The temple’s opening was more than ceremonial. For the Art of Living, it represents a permanent physical anchor for a movement that has largely operated through people — volunteers, teachers and practitioners who carry its methods across borders without institutional infrastructure. The Dhyan Mandir changes that. It gives the world’s meditators a place to return to.


The Politician and the Spiritual Teacher

Moments of genuine warmth between political leaders and spiritual figures are rare in public life. Sunday offered one.

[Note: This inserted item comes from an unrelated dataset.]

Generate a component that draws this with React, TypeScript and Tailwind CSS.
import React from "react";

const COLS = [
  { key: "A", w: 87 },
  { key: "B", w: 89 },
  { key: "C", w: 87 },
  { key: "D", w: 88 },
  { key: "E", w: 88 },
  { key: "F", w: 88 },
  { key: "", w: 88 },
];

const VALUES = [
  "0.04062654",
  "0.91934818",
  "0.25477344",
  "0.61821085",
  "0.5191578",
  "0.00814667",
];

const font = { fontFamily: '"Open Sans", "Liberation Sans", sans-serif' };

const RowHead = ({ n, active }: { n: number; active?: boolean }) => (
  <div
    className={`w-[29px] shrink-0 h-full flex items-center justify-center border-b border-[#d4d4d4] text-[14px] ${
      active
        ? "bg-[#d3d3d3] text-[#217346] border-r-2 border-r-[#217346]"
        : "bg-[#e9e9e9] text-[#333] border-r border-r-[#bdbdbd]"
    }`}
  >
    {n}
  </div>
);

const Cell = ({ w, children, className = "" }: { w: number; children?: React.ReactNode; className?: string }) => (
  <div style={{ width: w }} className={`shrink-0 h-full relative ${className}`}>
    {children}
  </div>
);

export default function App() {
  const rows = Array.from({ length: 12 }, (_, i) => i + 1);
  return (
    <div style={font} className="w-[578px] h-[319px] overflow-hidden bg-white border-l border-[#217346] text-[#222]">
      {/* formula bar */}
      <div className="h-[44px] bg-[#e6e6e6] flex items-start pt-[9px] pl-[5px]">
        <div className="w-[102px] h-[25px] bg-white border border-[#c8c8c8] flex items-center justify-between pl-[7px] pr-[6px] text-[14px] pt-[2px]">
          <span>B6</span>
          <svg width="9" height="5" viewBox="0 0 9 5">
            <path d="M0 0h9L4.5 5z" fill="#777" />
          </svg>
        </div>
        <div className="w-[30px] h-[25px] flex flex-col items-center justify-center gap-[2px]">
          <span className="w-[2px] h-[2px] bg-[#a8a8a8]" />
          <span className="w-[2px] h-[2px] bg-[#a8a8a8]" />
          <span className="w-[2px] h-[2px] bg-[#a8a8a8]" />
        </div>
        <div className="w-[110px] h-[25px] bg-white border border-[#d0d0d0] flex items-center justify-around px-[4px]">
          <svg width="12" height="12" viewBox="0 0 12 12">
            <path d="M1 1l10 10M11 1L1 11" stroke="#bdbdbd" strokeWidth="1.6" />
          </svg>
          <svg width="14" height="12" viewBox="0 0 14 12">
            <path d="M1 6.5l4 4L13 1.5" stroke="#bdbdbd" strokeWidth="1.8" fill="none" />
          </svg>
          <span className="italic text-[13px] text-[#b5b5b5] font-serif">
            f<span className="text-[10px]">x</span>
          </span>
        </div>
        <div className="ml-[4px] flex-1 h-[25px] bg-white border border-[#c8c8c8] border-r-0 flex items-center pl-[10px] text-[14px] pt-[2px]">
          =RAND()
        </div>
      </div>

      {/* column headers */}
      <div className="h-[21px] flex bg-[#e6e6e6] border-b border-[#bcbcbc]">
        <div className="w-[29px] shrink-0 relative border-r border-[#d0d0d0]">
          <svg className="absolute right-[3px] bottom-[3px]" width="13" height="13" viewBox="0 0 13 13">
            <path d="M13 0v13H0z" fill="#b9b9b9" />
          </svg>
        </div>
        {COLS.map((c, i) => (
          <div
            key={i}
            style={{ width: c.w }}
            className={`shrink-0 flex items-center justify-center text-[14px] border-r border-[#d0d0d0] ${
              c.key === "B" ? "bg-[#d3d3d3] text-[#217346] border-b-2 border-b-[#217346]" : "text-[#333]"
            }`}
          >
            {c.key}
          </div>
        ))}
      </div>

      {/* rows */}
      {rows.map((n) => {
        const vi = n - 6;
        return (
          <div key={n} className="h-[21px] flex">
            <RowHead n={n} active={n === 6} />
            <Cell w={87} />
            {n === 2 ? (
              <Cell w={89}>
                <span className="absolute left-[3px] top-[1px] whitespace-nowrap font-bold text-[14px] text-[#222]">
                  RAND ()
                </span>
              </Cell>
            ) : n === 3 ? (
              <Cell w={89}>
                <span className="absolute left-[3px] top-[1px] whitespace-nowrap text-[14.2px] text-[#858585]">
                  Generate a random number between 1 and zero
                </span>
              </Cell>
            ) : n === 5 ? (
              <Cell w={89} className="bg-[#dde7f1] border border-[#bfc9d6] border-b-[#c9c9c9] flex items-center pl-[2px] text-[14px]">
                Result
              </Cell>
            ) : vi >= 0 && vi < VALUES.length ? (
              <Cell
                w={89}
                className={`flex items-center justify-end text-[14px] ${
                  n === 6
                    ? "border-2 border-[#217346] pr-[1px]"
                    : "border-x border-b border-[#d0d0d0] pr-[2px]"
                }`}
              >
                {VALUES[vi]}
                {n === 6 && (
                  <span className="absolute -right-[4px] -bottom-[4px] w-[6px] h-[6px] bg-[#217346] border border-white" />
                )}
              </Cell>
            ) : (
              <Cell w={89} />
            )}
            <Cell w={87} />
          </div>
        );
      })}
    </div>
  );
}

Standing before the crowd, Modi described Gurudev Sri Sri Ravi Shankar as “a living embodiment of India’s timeless tradition of giving — giving knowledge, giving peace, giving hope.” He recalled the consistent energy of service he had experienced every time he visited the International Center. Then, in a moment that drew a roar from the audience, he turned personal. “I am yours,” Modi said, “and I am where I am because of you.”

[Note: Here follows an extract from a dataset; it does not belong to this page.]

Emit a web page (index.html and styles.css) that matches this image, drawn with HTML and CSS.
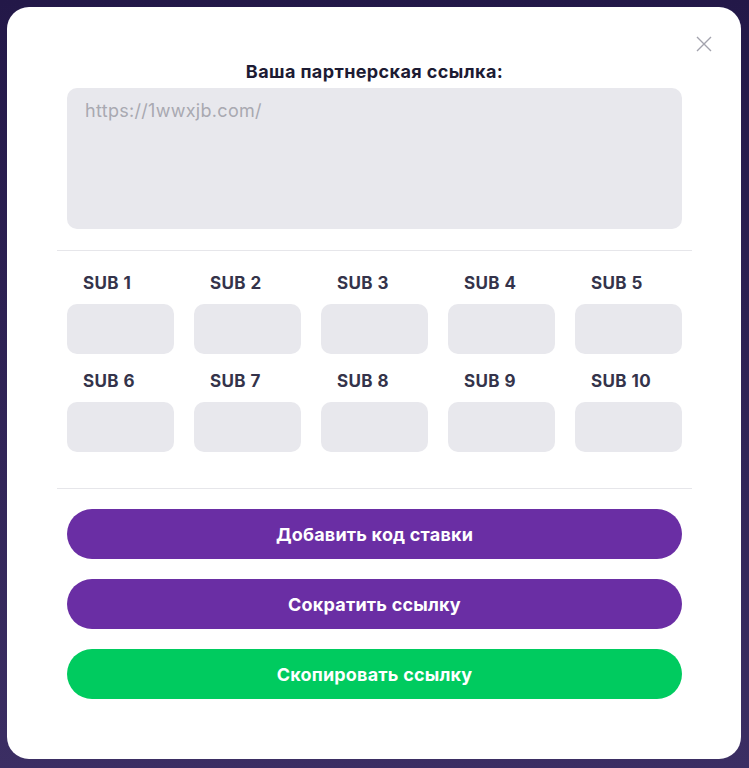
FILE: index.html
```html
<!DOCTYPE html>
<html lang="ru">
<head>
    <meta charset="UTF-8">
    <meta name="viewport" content="width=device-width, initial-scale=1.0">
    <title>Партнерская ссылка</title>
    <link rel="stylesheet" href="styles.css">
</head>
<body>
    <div class="modal">
        <button class="close-button" aria-label="Закрыть">
            <svg width="16" height="16" viewBox="0 0 16 16">
                <path d="M1 1L15 15M15 1L1 15" stroke="#a3a3ad" stroke-width="1.4" fill="none"/>
            </svg>
        </button>

        <h2 class="modal-title">Ваша партнерская ссылка:</h2>
        <textarea class="link-field" placeholder="https://1wwxjb.com/"></textarea>

        <hr class="divider">

        <div class="sub-grid">
            <label class="sub-field"><span>SUB 1</span><input type="text"></label>
            <label class="sub-field"><span>SUB 2</span><input type="text"></label>
            <label class="sub-field"><span>SUB 3</span><input type="text"></label>
            <label class="sub-field"><span>SUB 4</span><input type="text"></label>
            <label class="sub-field"><span>SUB 5</span><input type="text"></label>
            <label class="sub-field"><span>SUB 6</span><input type="text"></label>
            <label class="sub-field"><span>SUB 7</span><input type="text"></label>
            <label class="sub-field"><span>SUB 8</span><input type="text"></label>
            <label class="sub-field"><span>SUB 9</span><input type="text"></label>
            <label class="sub-field"><span>SUB 10</span><input type="text"></label>
        </div>

        <hr class="divider divider-bottom">

        <div class="actions">
            <button class="button button-purple">Добавить код ставки</button>
            <button class="button button-purple">Сократить ссылку</button>
            <button class="button button-green">Скопировать ссылку</button>
        </div>
    </div>
</body>
</html>
```

FILE: styles.css
```css
* {
    margin: 0;
    padding: 0;
    box-sizing: border-box;
    font-family: 'Inter', 'Noto Sans', sans-serif;
}

body {
    background: linear-gradient(to bottom, #231848, #3b2e63);
    min-height: 768px;
    padding: 7px 8px 9px 7px;
}

/* Modal */
.modal {
    position: relative;
    background-color: #fff;
    border-radius: 22px;
    height: 752px;
    padding: 55px 59px 60px 60px;
}

.close-button {
    position: absolute;
    top: 29px;
    right: 29px;
    width: 16px;
    height: 16px;
    background: none;
    border: none;
    cursor: pointer;
}

.close-button svg {
    display: block;
}

.modal-title {
    text-align: center;
    font-size: 18px;
    letter-spacing: 0.4px;
    line-height: 20px;
    font-weight: 700;
    color: #1d1b33;
    margin-bottom: 6px;
}

.link-field {
    display: block;
    width: 100%;
    height: 141px;
    border: none;
    border-radius: 10px;
    background-color: #e8e8ed;
    padding: 12px 18px;
    font-size: 18px;
    letter-spacing: 0.3px;
    resize: none;
    outline: none;
}

.link-field::placeholder {
    color: #a9a9b1;
}

.divider {
    border: none;
    border-top: 1px solid #e6e6ea;
    margin: 21px -10px 23px;
}

.divider-bottom {
    margin: 36px -10px 20px;
}

/* SUB fields */
.sub-grid {
    display: grid;
    grid-template-columns: repeat(5, 1fr);
    column-gap: 20px;
    row-gap: 18px;
}

.sub-field {
    display: flex;
    flex-direction: column;
    gap: 12px;
}

.sub-field span {
    padding-left: 16px;
    font-size: 17px;
    letter-spacing: 0.4px;
    line-height: 18px;
    font-weight: 700;
    color: #34334a;
}

.sub-field input {
    width: 100%;
    height: 50px;
    border: none;
    border-radius: 10px;
    background-color: #e8e8ed;
    outline: none;
}

/* Buttons */
.actions {
    display: flex;
    flex-direction: column;
    gap: 20px;
}

.button {
    height: 50px;
    border: none;
    border-radius: 25px;
    color: #fff;
    font-size: 18px;
    letter-spacing: 0.2px;
    font-weight: 700;
    cursor: pointer;
}

.button-purple {
    background-color: #6a2ea4;
}

.button-green {
    background-color: #00cb5f;
}
```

Gurudev Sri Sri Ravi Shankar, for his part, reflected on the decade of change that has reshaped India’s place in the world. “Today, Mother India and the people of India walk with pride,” he said, addressing Modi directly. He pointed to something specific and striking: a fundamental shift in how India is perceived globally. “In less than ten years, you transformed India from a country that asked, into a country that gives.”

It was a line that landed with the force of a headline — and for good reason. India’s emergence as a credible global power, its pivot from aid recipient to development partner, and its growing confidence on the world stage have been among the defining stories of the past decade. That a spiritual leader chose to frame it that way, before 100,000 people and an international audience, said something about where India now locates its sense of self.


Ambition on the Ground

Sunday was not only symbolic. Modi used the platform to launch nine nationwide service initiatives spanning education, reforestation, tribal welfare, women’s empowerment, healthcare access, prison reform and digital literacy — a portfolio that reflects both the breadth of the Art of Living’s grassroots reach and the government’s interest in leveraging civil society to close gaps that public institutions alone cannot fill.

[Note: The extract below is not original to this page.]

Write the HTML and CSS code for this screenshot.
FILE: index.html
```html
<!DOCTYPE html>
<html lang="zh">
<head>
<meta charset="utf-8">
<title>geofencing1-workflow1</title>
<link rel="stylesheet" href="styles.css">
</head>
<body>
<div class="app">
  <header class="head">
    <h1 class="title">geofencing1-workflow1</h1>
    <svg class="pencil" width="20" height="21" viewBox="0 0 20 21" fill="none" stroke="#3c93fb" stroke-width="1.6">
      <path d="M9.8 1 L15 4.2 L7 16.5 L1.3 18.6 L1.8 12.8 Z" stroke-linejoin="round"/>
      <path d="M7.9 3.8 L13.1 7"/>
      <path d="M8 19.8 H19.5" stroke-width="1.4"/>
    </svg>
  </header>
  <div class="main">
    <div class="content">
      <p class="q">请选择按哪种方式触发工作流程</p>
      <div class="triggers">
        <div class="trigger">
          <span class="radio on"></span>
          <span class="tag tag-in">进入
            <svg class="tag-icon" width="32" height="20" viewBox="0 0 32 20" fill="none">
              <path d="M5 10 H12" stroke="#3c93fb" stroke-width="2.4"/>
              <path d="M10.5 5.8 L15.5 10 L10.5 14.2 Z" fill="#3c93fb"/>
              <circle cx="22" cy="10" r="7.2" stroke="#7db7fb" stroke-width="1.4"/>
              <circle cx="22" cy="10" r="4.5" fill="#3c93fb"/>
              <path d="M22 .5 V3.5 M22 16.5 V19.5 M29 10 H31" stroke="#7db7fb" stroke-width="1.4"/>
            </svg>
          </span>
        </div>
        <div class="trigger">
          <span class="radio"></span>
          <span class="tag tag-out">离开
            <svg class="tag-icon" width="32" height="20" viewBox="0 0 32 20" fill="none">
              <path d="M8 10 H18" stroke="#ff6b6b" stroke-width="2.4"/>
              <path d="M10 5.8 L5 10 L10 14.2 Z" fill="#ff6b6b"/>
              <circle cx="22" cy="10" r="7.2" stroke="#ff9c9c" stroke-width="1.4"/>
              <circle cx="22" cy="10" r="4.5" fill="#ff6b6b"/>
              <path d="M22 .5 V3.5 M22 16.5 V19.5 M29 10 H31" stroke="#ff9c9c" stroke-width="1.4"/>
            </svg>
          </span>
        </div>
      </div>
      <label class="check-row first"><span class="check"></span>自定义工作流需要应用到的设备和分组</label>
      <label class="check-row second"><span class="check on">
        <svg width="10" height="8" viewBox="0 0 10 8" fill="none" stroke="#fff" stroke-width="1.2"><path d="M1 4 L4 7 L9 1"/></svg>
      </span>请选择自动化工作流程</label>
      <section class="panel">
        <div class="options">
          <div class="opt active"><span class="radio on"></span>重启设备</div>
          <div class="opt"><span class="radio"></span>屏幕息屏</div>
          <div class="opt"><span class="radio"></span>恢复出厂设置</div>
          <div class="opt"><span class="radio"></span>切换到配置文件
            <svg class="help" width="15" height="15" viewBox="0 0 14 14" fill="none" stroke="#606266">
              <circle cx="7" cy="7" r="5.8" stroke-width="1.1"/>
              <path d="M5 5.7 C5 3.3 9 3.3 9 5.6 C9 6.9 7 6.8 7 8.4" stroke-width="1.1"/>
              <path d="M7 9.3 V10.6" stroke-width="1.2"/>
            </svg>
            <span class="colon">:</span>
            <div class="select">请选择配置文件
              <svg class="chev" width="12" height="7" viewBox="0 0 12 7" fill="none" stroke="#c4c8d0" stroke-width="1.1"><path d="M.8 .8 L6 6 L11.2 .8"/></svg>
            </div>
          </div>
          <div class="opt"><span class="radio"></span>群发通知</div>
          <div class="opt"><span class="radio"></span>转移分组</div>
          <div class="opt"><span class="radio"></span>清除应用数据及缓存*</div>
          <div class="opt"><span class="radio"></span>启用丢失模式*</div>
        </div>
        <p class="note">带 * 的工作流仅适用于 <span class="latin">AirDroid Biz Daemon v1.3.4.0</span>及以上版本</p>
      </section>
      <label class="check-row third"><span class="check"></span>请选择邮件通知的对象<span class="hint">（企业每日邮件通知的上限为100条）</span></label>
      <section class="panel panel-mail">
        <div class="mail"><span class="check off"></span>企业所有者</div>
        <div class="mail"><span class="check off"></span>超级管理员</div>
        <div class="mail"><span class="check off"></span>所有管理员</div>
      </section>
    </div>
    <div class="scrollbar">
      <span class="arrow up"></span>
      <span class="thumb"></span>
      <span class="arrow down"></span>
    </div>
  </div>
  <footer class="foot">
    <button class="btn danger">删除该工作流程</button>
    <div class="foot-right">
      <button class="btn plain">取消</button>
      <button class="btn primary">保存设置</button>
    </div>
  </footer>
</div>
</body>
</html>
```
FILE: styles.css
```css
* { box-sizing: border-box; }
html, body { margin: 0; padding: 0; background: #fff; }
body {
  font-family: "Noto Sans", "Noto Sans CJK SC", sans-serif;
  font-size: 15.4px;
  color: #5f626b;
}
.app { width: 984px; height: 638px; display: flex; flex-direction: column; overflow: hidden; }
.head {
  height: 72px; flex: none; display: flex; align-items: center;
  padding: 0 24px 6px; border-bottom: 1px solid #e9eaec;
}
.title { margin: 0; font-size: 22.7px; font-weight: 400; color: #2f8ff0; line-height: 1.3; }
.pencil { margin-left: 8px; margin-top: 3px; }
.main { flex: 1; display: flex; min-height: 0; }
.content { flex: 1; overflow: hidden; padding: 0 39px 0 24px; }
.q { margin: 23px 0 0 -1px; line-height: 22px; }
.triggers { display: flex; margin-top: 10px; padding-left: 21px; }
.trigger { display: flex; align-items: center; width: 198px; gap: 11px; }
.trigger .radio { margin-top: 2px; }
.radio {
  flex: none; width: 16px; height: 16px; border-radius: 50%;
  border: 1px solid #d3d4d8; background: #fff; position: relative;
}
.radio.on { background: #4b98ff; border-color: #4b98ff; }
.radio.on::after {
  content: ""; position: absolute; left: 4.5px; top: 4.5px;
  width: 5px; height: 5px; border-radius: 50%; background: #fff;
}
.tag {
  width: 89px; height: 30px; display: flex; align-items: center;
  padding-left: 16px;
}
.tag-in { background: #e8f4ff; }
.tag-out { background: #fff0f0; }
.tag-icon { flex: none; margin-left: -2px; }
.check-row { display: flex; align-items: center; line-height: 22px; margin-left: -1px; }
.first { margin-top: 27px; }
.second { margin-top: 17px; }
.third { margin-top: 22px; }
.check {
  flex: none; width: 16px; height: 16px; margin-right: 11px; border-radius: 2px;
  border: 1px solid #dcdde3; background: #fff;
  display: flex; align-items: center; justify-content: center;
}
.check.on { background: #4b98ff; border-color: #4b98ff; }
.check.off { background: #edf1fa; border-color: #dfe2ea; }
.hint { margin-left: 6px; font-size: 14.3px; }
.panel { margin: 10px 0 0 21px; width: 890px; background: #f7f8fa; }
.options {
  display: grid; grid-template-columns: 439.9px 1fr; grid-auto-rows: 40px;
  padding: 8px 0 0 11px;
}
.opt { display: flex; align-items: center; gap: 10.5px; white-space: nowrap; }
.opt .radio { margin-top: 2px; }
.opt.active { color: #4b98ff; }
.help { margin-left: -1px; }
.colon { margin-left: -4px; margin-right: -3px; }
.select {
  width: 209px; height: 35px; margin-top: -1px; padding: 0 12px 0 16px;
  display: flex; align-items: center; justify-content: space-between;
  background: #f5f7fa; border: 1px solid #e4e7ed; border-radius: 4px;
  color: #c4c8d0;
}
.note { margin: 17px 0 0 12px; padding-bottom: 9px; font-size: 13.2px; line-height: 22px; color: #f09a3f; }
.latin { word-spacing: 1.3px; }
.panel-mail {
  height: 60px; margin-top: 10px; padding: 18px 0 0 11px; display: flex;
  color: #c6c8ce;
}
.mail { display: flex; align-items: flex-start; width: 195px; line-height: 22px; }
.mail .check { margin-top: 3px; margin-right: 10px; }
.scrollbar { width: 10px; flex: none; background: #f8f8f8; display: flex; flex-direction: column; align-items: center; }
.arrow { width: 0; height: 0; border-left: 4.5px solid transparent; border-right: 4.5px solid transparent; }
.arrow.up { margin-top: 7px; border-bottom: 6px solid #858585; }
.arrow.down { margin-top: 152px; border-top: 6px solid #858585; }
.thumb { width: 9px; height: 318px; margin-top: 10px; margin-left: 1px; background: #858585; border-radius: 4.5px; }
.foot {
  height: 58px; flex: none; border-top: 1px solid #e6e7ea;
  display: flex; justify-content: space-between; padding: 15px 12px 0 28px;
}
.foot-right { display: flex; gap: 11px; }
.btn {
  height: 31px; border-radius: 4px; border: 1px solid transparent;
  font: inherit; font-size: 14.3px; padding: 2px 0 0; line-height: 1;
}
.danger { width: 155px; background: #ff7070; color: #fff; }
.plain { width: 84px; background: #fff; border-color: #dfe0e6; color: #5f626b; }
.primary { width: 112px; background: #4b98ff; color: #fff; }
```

The numbers are significant. Under Mission Green Earth, the organization has already planted over nine million saplings across 19 states in the past year alone. It now aims to plant 4.5 million moringa saplings and 17,500 sacred grove sets comprising nearly 90,000 trees including Banyan, Peepal and Neem — species with deep ecological and cultural significance in India.

Twelve rural transformation hubs are being launched across 11 states. Leadership training will reach 50,000 youth and women, building on a base of over 600,000 existing beneficiaries. A tribal welfare mission will expand into 450 villages. Nine telemedicine centers will extend specialist healthcare into underserved regions. And the organization’s prison reform work — already active across hundreds of facilities — will scale to 550 prisons, reaching nearly 60,000 inmates and staff with trauma relief and vocational training.

Its free school network, currently educating more than 120,000 children across 2,754 villages in 22 states, is set to grow from 1,356 to 2,000 schools.

Modi drew the thread together. “I am confident that society is more powerful than politics and governments,” he said. “Any government can be successful only when society is actively participating in the creation of the nation.”


Forty-Five Years and a Billion Lives

The Art of Living did not begin with ambitions of this scale. Gurudev Sri Sri Ravi Shankar founded the movement in 1981, anchored around a breathing-based stress elimination technique called the Sudarshan Kriya. Its early trustees reflected an unlikely coalition — among them former Chief Justice of India Justice P. N. Bhagwati, deeply spiritual in orientation, and Justice V. R. Krishna Iyer, known as a committed rationalist. That both were drawn to Gurudev Sri Sri Ravi Shankar’s vision spoke to something that transcended ideology.

Four and a half decades on, the organization claims to have reached more than a billion lives across 182 countries through programs in breathwork, meditation, education and service. It operates without the backing of a government, a corporation or a religious establishment. It runs on volunteers.

Sunday’s gathering — Union Ministers, state Governors, members of parliament, entrepreneurs, farmers, rehabilitated prison inmates and international delegates assembled on a hillside in Karnataka — was the most visible expression yet of how far that original idea has traveled.

Modi captured it plainly. “The biggest reason for such achievements in the country,” he said, “is our youth — and the Art of Living.”